Immersion and Video Games: A Speaker Series

(organizer Damien Schlarb)

Digital Speaker Series at the Obama Institute for Transnational American Studies, Johannes Gutenberg-University Mainz, Germany

Immersion is a signature characteristic of video games. Even casual observers may appreciate the ability of games to provide compelling experiences that draw in both players and bystanders. Consider passengers on a train who play on their phones during their morning commute; college students holding Mario Kart tournaments in their dorm rooms; professionals unwinding after-hours in front of their laptop, TV, or gaming PC; or children playing learning games on their parents’ tablet computers. To be immersed means inhabiting fully a space where the rules of behavior and modes of being are completely apparent and where actions become immediately meaningful. Compared to navigating the social world, being immersed in mediated environments—digital or otherwise—affords an intensified, optimal experience. Yet immersion also constitutes an ambivalent state of being, simultaneously connoting the intensification and narrowing of cognitive abilities. Immersive experiences promise authenticity but may also cause addiction.

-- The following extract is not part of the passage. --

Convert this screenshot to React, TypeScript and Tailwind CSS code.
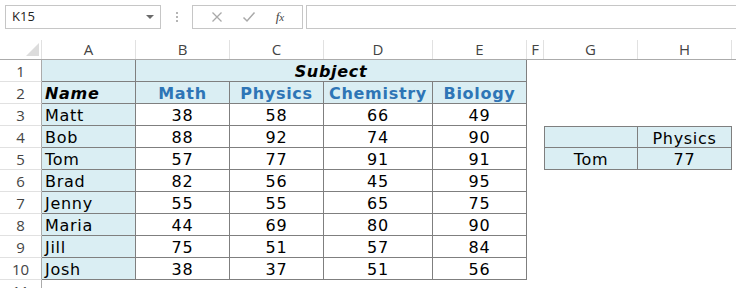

People in information economies seek out overtly designed spaces like video games, theme parks, malls, and cruise ships but also supposedly natural, recreational (yet still framed and mediated) environs like national parks and metropolitan green belts. Workers in postindustrial societies float daily through several interlinked mediated spaces, while the ideologies transported by such seamless states of being can have outsized consequences for those who reside in economically developing areas of the world. In this sense, immersion also connotes questions of liberation and justice. At the same time, immersion implies an awareness of mediation, a notion of the difference between reality and dreamworld, and an inkling of the constant crisscrossing of the various thresholds between the two. The concept of immersion in the context of video games points to larger questions underpinning contemporary discussions about social cohesion, community, work, and education. There are the well-known mores about the detrimental effects games may have on developing psychologies of children and adolescence. But we also see utopian visions of games as panacea to societal problems. Can new thinking be inspired by compelling, immersive games? Can the experience of one’s own agency in games be meaningful beyond the game, perhaps even psychologically reparative? Can immersive gaming help us achieve optimal (job) performance? And if so, does such self-optimizing, utilitarian thinking lead to desirable outcomes?

This speaker series explores these dynamics by bringing together an array of exciting scholars and thinkers who develop fresh approaches to immersion and video games from various disciplinary angles.